Gravity wells are symmetric, you are not going to be able to utilize the gravity to increase your total momentum in this case.

The only way to utilize planets is to bleed a little bit of their angular momentum around the central star, and add that to your angular momentum around said star. That has been used to make probes get to outer planets faster, but the angular momentum around the planet itself stays constant.

What you\'re doing here is simply burning fuel to first change your direction closer toward the Kerbin (as opposed to ballistic trajectory of your original orbit with no thrust), and while it may seem that the planet\'s gravity makes you go faster (it does), it will also start to slow you down as soon as you pass the lowest point of your trajectory and start climbing.

You would get a better result simply doing a prograde burn until you achieve the desired velocity, because that way you use all your delta-v for accelerating your ship instead of turning it. Zenith and antizenith burns should only be used for minor orbital circularization maneuvers.
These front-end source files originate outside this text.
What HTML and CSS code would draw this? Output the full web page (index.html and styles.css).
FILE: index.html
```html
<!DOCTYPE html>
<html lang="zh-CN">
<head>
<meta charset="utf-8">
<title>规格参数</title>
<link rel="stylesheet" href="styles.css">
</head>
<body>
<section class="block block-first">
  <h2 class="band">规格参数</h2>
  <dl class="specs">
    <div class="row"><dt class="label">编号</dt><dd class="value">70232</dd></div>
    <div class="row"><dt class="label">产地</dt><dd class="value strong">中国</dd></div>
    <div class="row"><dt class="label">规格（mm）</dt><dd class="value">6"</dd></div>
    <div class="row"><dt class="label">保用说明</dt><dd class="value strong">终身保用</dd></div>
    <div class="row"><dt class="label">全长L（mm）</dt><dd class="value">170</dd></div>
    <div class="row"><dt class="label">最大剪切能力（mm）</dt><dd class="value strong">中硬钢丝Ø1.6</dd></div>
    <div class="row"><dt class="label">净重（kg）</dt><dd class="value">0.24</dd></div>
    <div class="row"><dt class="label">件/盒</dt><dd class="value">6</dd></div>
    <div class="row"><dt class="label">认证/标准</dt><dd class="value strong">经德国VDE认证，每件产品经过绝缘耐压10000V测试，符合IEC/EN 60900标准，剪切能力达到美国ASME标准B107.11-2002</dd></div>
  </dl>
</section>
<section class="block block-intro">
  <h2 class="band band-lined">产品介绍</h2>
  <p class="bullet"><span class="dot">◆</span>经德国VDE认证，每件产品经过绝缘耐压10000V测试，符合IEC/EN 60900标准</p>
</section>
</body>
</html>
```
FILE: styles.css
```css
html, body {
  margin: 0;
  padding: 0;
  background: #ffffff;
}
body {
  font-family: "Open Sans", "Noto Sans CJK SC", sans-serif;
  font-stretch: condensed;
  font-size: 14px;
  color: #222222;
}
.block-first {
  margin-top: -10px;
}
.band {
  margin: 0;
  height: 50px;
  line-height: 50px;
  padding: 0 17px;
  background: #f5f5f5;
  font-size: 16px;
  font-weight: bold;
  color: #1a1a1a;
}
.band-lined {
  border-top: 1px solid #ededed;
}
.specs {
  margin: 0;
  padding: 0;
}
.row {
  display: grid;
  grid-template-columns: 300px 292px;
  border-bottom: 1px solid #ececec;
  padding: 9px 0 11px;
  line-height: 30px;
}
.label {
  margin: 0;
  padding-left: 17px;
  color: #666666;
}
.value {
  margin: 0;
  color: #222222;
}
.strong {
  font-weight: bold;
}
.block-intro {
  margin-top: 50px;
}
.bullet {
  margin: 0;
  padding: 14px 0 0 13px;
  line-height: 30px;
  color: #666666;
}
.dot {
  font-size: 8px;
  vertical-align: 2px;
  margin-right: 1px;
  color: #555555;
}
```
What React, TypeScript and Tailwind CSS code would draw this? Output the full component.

Altitude changes should be done with Hohmann transfer orbits initiated with prograde or retrograde burns, and orbital plane changes should be done with +/- normal burns at ascending or descending nodes (defined by where your target orbit plane crosses with your original orbit).

Orbiter definitely offers an unfair advantage in understanding how orbital mechanics work, and while this game is... different in many ways, the basic flight principles are the same.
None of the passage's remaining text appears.